Managed Care Pharmacy residency trains pharmacists to deliver pharmaceutical care utilizing three practice models: 1. individual patient care in which the pharmacist communicates findings and recommendations to patients and those health care providers who provide care directly to the patient; 2. care provided to targeted groups of patients in which the pharmacist designs, conducts, monitors and evaluates the outcomes of organized and structured programs; and 3. population care management in which the pharmacist develops and implements medication-use policy.

To be considered for PGY1 equivalent experience the individual must have practiced at least THREE years as a PHARMACIST and must be licensed to practice as a pharmacist in the US.

The PGY2 consists of many different sub-specialties. The American Society of Health-System Pharmacists recognizes the following:
Ambulatory Care; Biologics/Pharmacogenomics; Cardiology; Community; Critical Care; Drug Information; Emergency Medicine; Geriatrics; Health System Pharmacy Practice Administration; HIV; Infectious Diseases; Internal Medicine; Managed Care; Medication Use Safety; Nephrology; Nuclear Pharmacy; Nutrition Support Pharmacy; Oncology; Palliative Care/Pain Management; Pediatrics; Pharmacoeconomics and Outcomes Research; Pharmacogenetics; Pharmacotherapy; Pharmacy Informatics; Psychiatric Pharmacy; Solid Organ Transplantation; Transition of Care.

The PGY2 year further trains the pharmacist with symptoms, treatments (both drug and non-drug) in a particular area. Upon completion of a PGY2, one becomes eligible to take the Pharmacy Board Certification Exam for one of the seven specialties currently recognized by the Board of Pharmaceutical Specialties. These Specialties are psychiatry, nutritional support, oncology, pediatric, pharmacotherapy, nuclear pharmacy, and ambulatory care.

After completion of PGY1 or PGY2, one can either choose to practice, pursue another residency, or a fellowship, which would train one to be an independent researcher.

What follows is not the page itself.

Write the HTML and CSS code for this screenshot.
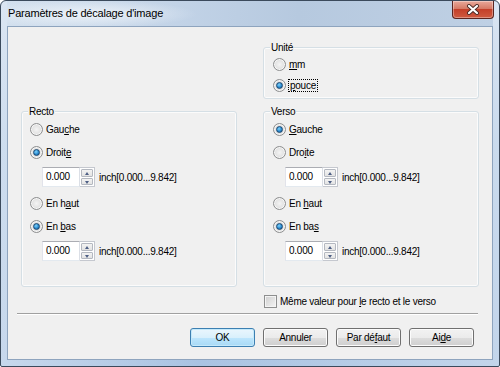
FILE: index.html
```html
<!DOCTYPE html>
<html lang="fr">
  <head>
    <meta charset="UTF-8" />
    <title>Paramètres de décalage d'image</title>
    <link rel="stylesheet" href="styles.css">
  </head>
  <body>
    <div class="window">
      <div class="titlebar">
        <span class="title">Paramètres de décalage d'image</span>
        <button class="close" aria-label="Fermer">
          <svg width="14" height="11" viewBox="0 0 14 11">
            <path d="M3 2 L11 9 M11 2 L3 9" stroke="#4a2a26" stroke-width="4" stroke-linecap="round" />
            <path d="M3 2 L11 9 M11 2 L3 9" stroke="#fff" stroke-width="2.2" stroke-linecap="round" />
          </svg>
        </button>
      </div>

      <div class="client">
        <div class="groups">
          <div class="group unit">
            <span class="legend">Unité</span>
            <label class="opt"><span class="radio"></span><span><u>m</u>m</span></label>
            <label class="opt"><span class="radio on"></span><span class="focus"><u>p</u>ouce</span></label>
          </div>

          <div class="group side recto">
            <span class="legend">Recto</span>
            <label class="opt"><span class="radio"></span><span>Gau<u>c</u>he</span></label>
            <label class="opt gap"><span class="radio on"></span><span>Droit<u>e</u></span></label>
            <div class="spin first">
              <span class="value">0.000</span>
              <span class="arrows"><span class="up"></span><span class="down"></span></span>
              <span class="range">inch[0.000...9.842]</span>
            </div>
            <label class="opt"><span class="radio"></span><span>En h<u>a</u>ut</span></label>
            <label class="opt gap"><span class="radio on"></span><span>En <u>b</u>as</span></label>
            <div class="spin">
              <span class="value">0.000</span>
              <span class="arrows"><span class="up"></span><span class="down"></span></span>
              <span class="range">inch[0.000...9.842]</span>
            </div>
          </div>

          <div class="group side verso">
            <span class="legend">Verso</span>
            <label class="opt"><span class="radio on"></span><span><u>G</u>auche</span></label>
            <label class="opt gap"><span class="radio"></span><span>Dro<u>i</u>te</span></label>
            <div class="spin first">
              <span class="value">0.000</span>
              <span class="arrows"><span class="up"></span><span class="down"></span></span>
              <span class="range">inch[0.000...9.842]</span>
            </div>
            <label class="opt"><span class="radio"></span><span>En <u>h</u>aut</span></label>
            <label class="opt gap"><span class="radio on"></span><span>En ba<u>s</u></span></label>
            <div class="spin">
              <span class="value">0.000</span>
              <span class="arrows"><span class="up"></span><span class="down"></span></span>
              <span class="range">inch[0.000...9.842]</span>
            </div>
          </div>
        </div>

        <label class="same"><span class="check"></span><span>Même valeur pour <u>l</u>e recto et le verso</span></label>

        <div class="separator"></div>

        <div class="buttons">
          <button class="btn default">OK</button>
          <button class="btn">Annuler</button>
          <button class="btn">Par dé<u>f</u>aut</button>
          <button class="btn">Ai<u>d</u>e</button>
        </div>
      </div>
    </div>
  </body>
</html>
```

FILE: styles.css
```css
body {
  margin: 0;
  background: #fff;
  font-family: "Liberation Sans", Arial, sans-serif;
  font-size: 10px;
  letter-spacing: -0.25px;
  color: #000;
}

u {
  text-decoration: underline;
  text-underline-offset: 1px;
}

.window {
  width: 500px;
  height: 367px;
  box-sizing: border-box;
  border: 1px solid #3b4a5c;
  border-radius: 6px 6px 2px 2px;
  padding: 0 6px 6px 6px;
  display: flex;
  flex-direction: column;
  background:
    linear-gradient(to right, rgba(255,255,255,0.35), rgba(255,255,255,0) 40%, rgba(255,255,255,0.15) 70%, rgba(255,255,255,0.3)),
    linear-gradient(#c9d9ec, #b3cbe6 40%, #a9c3e2);
}

.titlebar {
  height: 25px;
  display: flex;
  align-items: flex-start;
  padding-left: 1px;
  background:
    radial-gradient(ellipse 110px 14px at 80px 13px, rgba(240,245,250,0.9), rgba(240,245,250,0) 100%),
    linear-gradient(to right, #d3e0ee, #c2d3e7 35%, #b6c9df 60%, #bfd0e4 100%);
}

.title {
  font-size: 11px;
  letter-spacing: -0.2px;
  line-height: 25px;
  color: #000;
}

.close {
  margin-left: auto;
  margin-right: -1px;
  width: 42px;
  height: 18px;
  border: 1px solid #5b2520;
  border-top: none;
  border-radius: 0 0 4px 4px;
  padding: 0;
  display: flex;
  align-items: center;
  justify-content: center;
  background: linear-gradient(#e9a99b, #d67a66 45%, #c4402a 50%, #cf5a40 100%);
  box-shadow: inset 0 0 0 1px rgba(255,255,255,0.35);
}

.client {
  flex: 1;
  border: 1px solid #8ea4be;
  background: #f0f0f0;
  padding: 20px 14px 0 13px;
  display: flex;
  flex-direction: column;
}

.groups {
  display: grid;
  grid-template-columns: 216px 216px;
  grid-template-rows: 52px 176px;
  column-gap: 26px;
  row-gap: 12px;
}

.group {
  position: relative;
  box-sizing: border-box;
  border: 1px solid #d5dfe5;
  border-radius: 3px;
  box-shadow: inset 0 0 0 1px #fbfbfb;
  display: flex;
  flex-direction: column;
}

.legend {
  position: absolute;
  top: -7px;
  left: 6px;
  padding: 0 1px;
  line-height: 13px;
  background: #f0f0f0;
}

.unit {
  grid-column: 2;
  grid-row: 1;
  padding: 9px 0 0 9px;
  gap: 7px;
}

.recto {
  grid-column: 1;
  grid-row: 2;
  padding: 10px 0 0 8px;
}

.verso {
  grid-column: 2;
  grid-row: 2;
  padding: 10px 0 0 9px;
}

.opt {
  display: flex;
  align-items: center;
  height: 14px;
  gap: 3px;
}

.side .opt.gap {
  margin-top: 9px;
}

.radio {
  position: relative;
  width: 11px;
  height: 11px;
  border: 1px solid #8d8e8f;
  border-radius: 50%;
  background: radial-gradient(circle at 50% 50%, #f4f4f4 0, #e6e6e6 45%, #cfcfcf 100%);
  box-shadow: inset 0 0 0 1px #f7f7f7;
}

.radio.on::after {
  content: "";
  position: absolute;
  left: 2px;
  top: 2px;
  width: 5px;
  height: 5px;
  border: 1px solid #1b4770;
  border-radius: 50%;
  background: radial-gradient(circle at 40% 35%, #7fd3fb, #2b8bd0 55%, #0d4f86);
}

.focus {
  outline: 1px dotted #000;
  outline-offset: 0;
  padding: 0 1px;
}

.spin {
  display: flex;
  align-items: center;
  margin: 8px 0 11px 12px;
}

.spin.first {
  margin-bottom: 9px;
}

.value {
  box-sizing: border-box;
  width: 38px;
  height: 20px;
  border: 1px solid #abadb3;
  border-color: #abadb3 #dbdfe6 #e3e9ef #e2e3ea;
  background: #fff;
  padding-left: 3px;
  line-height: 18px;
}

.arrows {
  display: flex;
  flex-direction: column;
  width: 15px;
  height: 20px;
  box-sizing: border-box;
  border: 1px solid #c5c8cf;
  border-left: none;
  background: #fff;
  padding: 1px;
  gap: 1px;
}

.arrows span {
  flex: 1;
  position: relative;
  border: 1px solid #b4b8c0;
  border-radius: 1px;
  background: linear-gradient(#f3f3f3, #e3e3e3);
}

.arrows span::after {
  content: "";
  position: absolute;
  left: 3px;
  top: 2px;
  border-left: 2.5px solid transparent;
  border-right: 2.5px solid transparent;
}

.arrows .up::after {
  border-bottom: 3px solid #4e5f85;
}

.arrows .down::after {
  top: 2px;
  border-top: 3px solid #4e5f85;
}

.range {
  margin-left: 4px;
}

.same {
  display: flex;
  align-items: center;
  gap: 3px;
  margin: 7px 0 0 243px;
  height: 14px;
}

.check {
  width: 11px;
  height: 11px;
  border: 1px solid #8e8f8f;
  background: linear-gradient(135deg, #cfcfcf, #f4f4f4);
  box-shadow: inset 0 0 0 1px #f4f4f4;
}

.separator {
  margin: 5px 0 0 -4px;
  border-top: 1px solid #a0a0a0;
  border-bottom: 1px solid #fff;
}

.buttons {
  display: flex;
  justify-content: flex-end;
  gap: 8px;
  margin: 13px 4px 0 0;
}

.btn {
  width: 65px;
  height: 19px;
  padding: 0;
  border: 1px solid #707070;
  border-radius: 3px;
  font: inherit;
  letter-spacing: inherit;
  color: #000;
  background: linear-gradient(#f2f2f2, #ebebeb 50%, #dddddd 50%, #cfcfcf);
  box-shadow: inset 0 0 0 1px #fcfcfc;
}

.btn.default {
  border-color: #3c7fb1;
  background: linear-gradient(#eaf6fd, #d9f0fc 50%, #bee6fd 50%, #a7d9f5);
  box-shadow: inset 0 0 0 1px #c4e9fb;
}
```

There are separate fields called pharmacy fellowships programs, which are similar but separate paths.

===In Canada===

A typical pharmacy residency in Canada consists of 12 months of structured rotations covering aspects such as pharmacy practice and administration, internal medicine, pediatrics, cardiology, surgery, nephrology, gastrointestinal systems, respirology, emergency medicine, intensive care, ambulatory care, and toxicology. Certain centres may have more specialized care, as is the case in cancer agencies and pediatric hospitals. This 12-month program is equivalent to the USA's PGY1.

A second, more specialized residency is available in certain hospitals and institutions in Eastern Canada.

All accredited residencies are in collaboration with universities, local health authorities, and the Canadian Society of Hospital Pharmacists.

Upon completion, the resident may use the title designation of ACPR (Accredited Canadian Pharmacy Resident).